Date2Vec
Date2Vec copied to clipboard
Is Date2Time a general time representation? How I generate my own embeddings?
Hello Surya,
Firstly, thank you for the nice job. I am trying uderstand the usefulness of time2vec and if I can use it in some way in my use case. In general time2vec paper claims that "...developing a general-purpose model-agnostic representation for time that can be potentially used in any architecture. In particular, we develop a learnable vector representation (or embedding) for time as a vector representation can be easily combined with many models or architectures..."
In my case, I have 12 values for each new acquisition and I have a new acquisition every 3 to 5 days. This acquisition date I want instead of use it as a simple column feature (i.e. doy of year) to transform it using time2vec in a continuous embedding.

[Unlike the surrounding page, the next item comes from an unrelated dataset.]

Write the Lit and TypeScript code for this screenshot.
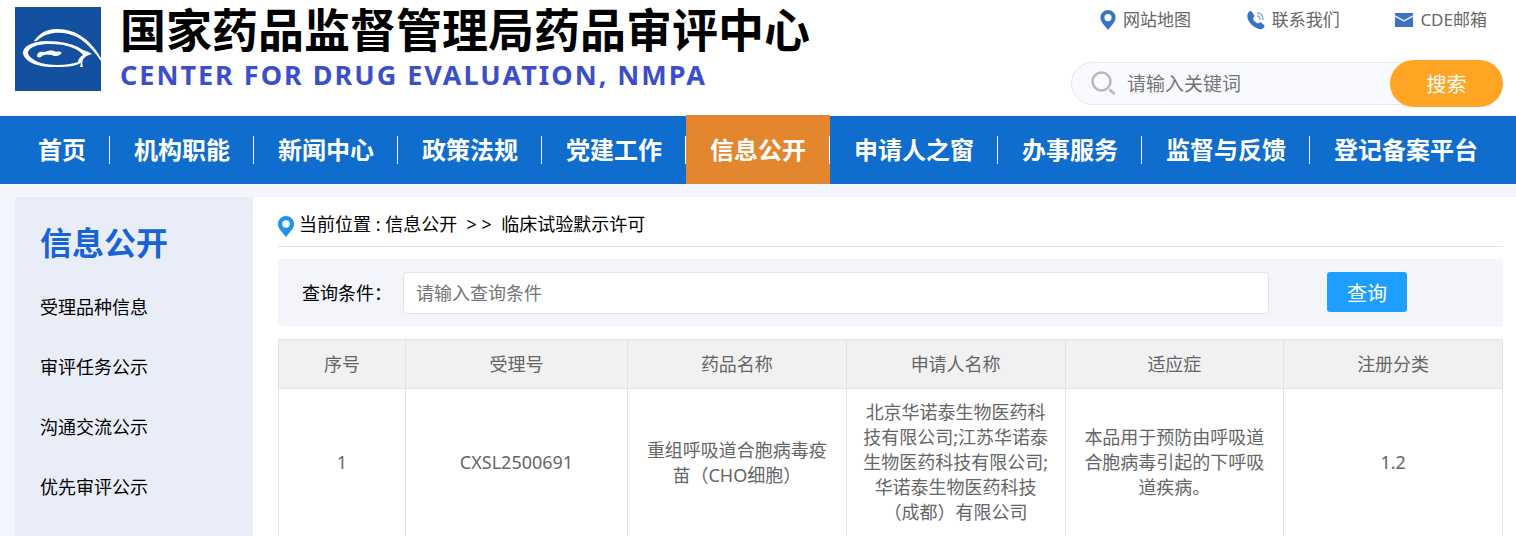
import { LitElement, html, svg, css } from "lit";
import { customElement, state } from "lit/decorators.js";
import { classMap } from "lit/directives/class-map.js";

const NAV = ["首页", "机构职能", "新闻中心", "政策法规", "党建工作", "信息公开", "申请人之窗", "办事服务", "监督与反馈", "登记备案平台"];
const SIDE = ["受理品种信息", "审评任务公示", "沟通交流公示", "优先审评公示"];
const COLUMNS = ["序号", "受理号", "药品名称", "申请人名称", "适应症", "注册分类"];
const ROWS = [
  [
    "1",
    "CXSL2500691",
    "重组呼吸道合胞病毒疫苗（CHO细胞）",
    "北京华诺泰生物医药科技有限公司;江苏华诺泰生物医药科技有限公司;华诺泰生物医药科技（成都）有限公司",
    "本品用于预防由呼吸道合胞病毒引起的下呼吸道疾病。",
    "1.2",
  ],
];

const pin = svg`<path fill-rule="evenodd" d="M8 0a8 8 0 0 1 8 8c0 4.500-4.500 8.500-8 13C4.500 16.500 0 12.500 0 8a8 8 0 0 1 8-8zm0 4.200a3.800 3.800 0 1 0 0 7.600a3.800 3.800 0 0 0 0-7.600z"/>`;

@customElement("app-root")
export class AppRoot extends LitElement {
  @state() private active = "信息公开";

  static styles = css`
    :host {
      display: block;
      min-height: 100vh;
      background: #f3f6ff;
      font-family: "Noto Sans", "Noto Sans CJK SC", sans-serif;
      font-size: 18px;
      color: #000;
    }
    * { box-sizing: border-box; }
    a { color: inherit; text-decoration: none; }
    ul { list-style: none; margin: 0; padding: 0; }
    input, button { font: inherit; margin: 0; }
    svg { display: block; flex: none; overflow: visible; }
    header {
      display: flex;
      justify-content: space-between;
      height: 116px;
      padding: 7px 13px 0 15px;
      background: #fff;
    }
    .brand { display: flex; gap: 17px; }
    .name { margin: 0; font-size: 46px; line-height: 44px; font-weight: 700; white-space: nowrap; }
    .english {
      margin: 7px 0 0;
      font-family: "Noto Sans", sans-serif;
      font-size: 27px;
      line-height: 34px;
      font-weight: 700;
      letter-spacing: 2px;
      color: #3b4fc8;
      white-space: nowrap;
    }
    .tools { width: 432px; }
    .links { display: flex; justify-content: space-between; padding: 0 16px 0 29px; font-size: 17px; line-height: 26px; color: #666; }
    .links a { display: flex; align-items: center; gap: 7px; }
    .links svg { fill: #3a72c4; }
    .search { display: flex; align-items: center; margin-top: 27px; }
    .field {
      flex: 1;
      display: flex;
      align-items: center;
      gap: 11px;
      height: 43px;
      padding-left: 19px;
      border: 1px solid #e4e6ec;
      border-radius: 22px;
      background: #f9faff;
    }
    .field input { flex: 1; min-width: 0; border: 0; outline: 0; padding: 0; background: none; font-size: 19px; }
    input::placeholder { color: #757575; opacity: 1; }
    .go {
      width: 113px;
      height: 47px;
      margin-left: -57px;
      border: 0;
      border-radius: 24px;
      background: #ffa423;
      color: #fff;
      font-size: 20px;
    }
    nav ul { display: flex; height: 68px; padding: 0 14px; background: #0e6dcd; }
    nav li { display: flex; align-items: center; }
    nav a { line-height: 68px; padding: 0 24px; font-size: 24px; font-weight: 700; color: #fff; white-space: nowrap; }
    nav li:not(:last-child)::after { content: ""; width: 1px; height: 28px; margin-left: -1px; background: #fff; }
    nav .on { background: #e4862e; box-shadow: 0 -1px 0 #e4862e; }
    .body { display: flex; padding: 13px 0 0 15px; }
    aside { width: 238px; padding: 22px 25px; background: #e8edf7; }
    .side-title { margin: 0 0 10px; font-size: 32px; line-height: 48px; color: #1763d8; }
    aside a { display: block; line-height: 60px; }
    main { flex: 1; min-width: 0; padding: 0 13px 0 25px; background: #fff; }
    .crumbs { display: flex; align-items: flex-start; gap: 5px; height: 50px; padding-top: 14px; line-height: 26px; border-bottom: 1px solid #e2e2e2; }
    .crumbs svg { margin-top: 5px; fill: #1e94f0; }
    .query { display: flex; align-items: flex-start; height: 67px; margin: 12px 0 13px; padding: 13px 96px 0 24px; background: #f4f5fb; }
    .query label { width: 101px; line-height: 42px; }
    .query input { flex: 1; min-width: 0; height: 42px; padding: 0 12px; border: 1px solid #e4e4e8; border-radius: 4px; background: #fff; }
    .query button { width: 80px; height: 40px; margin-left: 58px; padding: 0; border: 0; border-radius: 3px; background: #1e9fff; color: #fff; font-size: 20px; }
    table { width: 100%; table-layout: fixed; border-collapse: collapse; color: #666; line-height: 25px; }
    .c-no { width: 127px; }
    .c-id { width: 222px; }
    th, td { padding: 11px 15px; border: 1px solid #e2e2e2; text-align: center; font-weight: 400; }
    th { padding-top: 12px; background: #f1f1f1; }
  `;

  render() {
    return html`
      <header>
        <div class="brand">
          <svg width="88" height="84" viewBox="0 0 88 84" role="img" aria-label="CDE">
            <rect width="86" height="84" fill="#1450a0" />
            <path fill="#fff" d="M19 34C24 27 30 22 42 22C62 22 77 34 87 53C88 55 89 57 88 57C82 48 73 36 62 30C48 23 32 25 24 32C22 34 20 35 19 34z" />
            <path fill="#fff" fill-rule="evenodd" d="M75 46C73 44 70 44 68 43C60 37 46 34 30 34C15 35 8 40 8 46C9 54 21 60 38 60C50 60 59 60 66 56L65 60L68 60C66 54 68 49 77 47zM63 55C52 59 33 59 23 55C15 51 11 47 14 43C20 36 40 36 52 39C60 41 65 44 68 48C65 50 63 52 63 55z" />
            <path fill="#fff" d="M22 49C22 45 26 44 30 45C34 43 39 43 41 45C44 44 48 45 46 47C44 49 39 50 37 48C32 48 29 47 26 50C24 51 22 50 22 49z" />
          </svg>
          <div>
            <h1 class="name">国家药品监督管理局药品审评中心</h1>
            <p class="english">CENTER FOR DRUG EVALUATION, NMPA</p>
          </div>
        </div>
        <div class="tools">
          <div class="links">
            <a href="#map"><svg width="16" height="20" viewBox="0 0 16 21">${pin}</svg>网站地图</a>
            <a href="#contact">
              <svg width="18" height="18" viewBox="0 0 18 18">
                <path d="M1 2C2 0 4 -1 5 1L7 4C8 6 6 7 6 8C7 10 9 12 11 12.500C12 12 13 10.500 14 11.500L17 14C19 16 15 19 12 18C5 16-2 8 1 2z" />
                <path fill="none" stroke="#8fb0de" stroke-width="1.500" d="M10 5q3 0 3 4M10 2q6 0 6 7" />
              </svg>联系我们</a>
            <a href="#mail">
              <svg width="18" height="14" viewBox="0 0 18 14">
                <rect width="18" height="14" />
                <path fill="none" stroke="#dce8f8" stroke-width="1.500" d="M0 3l9 5l9-5" />
              </svg>CDE邮箱</a>
          </div>
          <form class="search" @submit=${(e: Event) => e.preventDefault()}>
            <div class="field">
              <svg width="25" height="25" viewBox="0 0 25 25" fill="none" stroke="#b9b9bb" stroke-width="2.500">
                <circle cx="10.500" cy="10.500" r="9" /><path d="M18.500 18.500l5 4.500" />
              </svg>
              <input type="text" aria-label="关键词" placeholder="请输入关键词" />
            </div>
            <button class="go">搜索</button>
          </form>
        </div>
      </header>
      <nav>
        <ul>
          ${NAV.map((n) => html`<li><a href="#nav" class=${classMap({ on: n === this.active })} @click=${() => (this.active = n)}>${n}</a></li>`)}
        </ul>
      </nav>
      <div class="body">
        <aside>
          <h2 class="side-title">信息公开</h2>
          <ul>${SIDE.map((s) => html`<li><a href="#side">${s}</a></li>`)}</ul>
        </aside>
        <main>
          <div class="crumbs">
            <svg width="16" height="21" viewBox="0 0 16 21">${pin}</svg>
            <span>当前位置 : <a href="#info">信息公开</a>&nbsp; &gt; &gt; &nbsp;<a href="#trial">临床试验默示许可</a></span>
          </div>
          <form class="query" @submit=${(e: Event) => e.preventDefault()}>
            <label for="q">查询条件：</label>
            <input id="q" type="text" placeholder="请输入查询条件" />
            <button>查询</button>
          </form>
          <table>
            <colgroup><col class="c-no" /><col class="c-id" /><col /><col /><col /><col /></colgroup>
            <thead><tr>${COLUMNS.map((c) => html`<th>${c}</th>`)}</tr></thead>
            <tbody>${ROWS.map((r) => html`<tr>${r.map((c) => html`<td>${c}</td>`)}</tr>`)}</tbody>
          </table>
        </main>
      </div>
    `;
  }
}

But, what is the proper way to create this useful time represenation for me? You provide some pretrained date2vec representation (based on time2vec approach), and I am thinking that is a kind of general time representation trained in big dataset likes pretrained word2vec (by google) in english wikipedia corpus. Is it true? In what dataset and "pretext" task you have pretrain? Are these time representations general enough?
Also, if the better is to train my own time2vec embeddings in my own dataset, how I will do it? I will train a NN with 1 time2vec layer + 1 lstm layer with task let's say to predict one of the 12 values per acquisition and in the end I will keep the time2vec layer as the time embedding?
Sorry for bombarding with questions.
BR, Ilias
Hi! Thank you for taking interest in my project.
- The tasks that I used to train the date2vec model on is given in the readme. In summary, I have given code for two tasks:
- Next date prediction: given a random timestamp, predict the exact timestamp after 24 hours.
- Date reconstruction (Autoencoding): given a random timestamp, predict the same timestamp.
- The pretrained model is trained on the first task on a very large dataset of randomly generated timestamps. These models learn general representations because the training task is unsupervised.
- If you want to use time2vec with your own model, simply import the layer and use it as an embedding. You can even finetune my pretrained model and maybe that might help?
Hope that helps you!
Thank you for your answer. But you have check if this representation of time give better results instead of other simple representation of time like a simple datime feature or an one hot representation of time? In the case of text, word2vec captures the context of each word and inject it in the representation taking into account the words around of the target word but what is the equivelant high level interpretation of time2vec. A datetime instead of a word always have the same neighborhood of datetimes. There is a physical order in the time which dominate the similarity across dates, always 17/8 will after 16/8 and before 18/8... there is no something similar in the text. So, what is the usefulness of a representation of time as embedding like date2vec instead of a simple feature?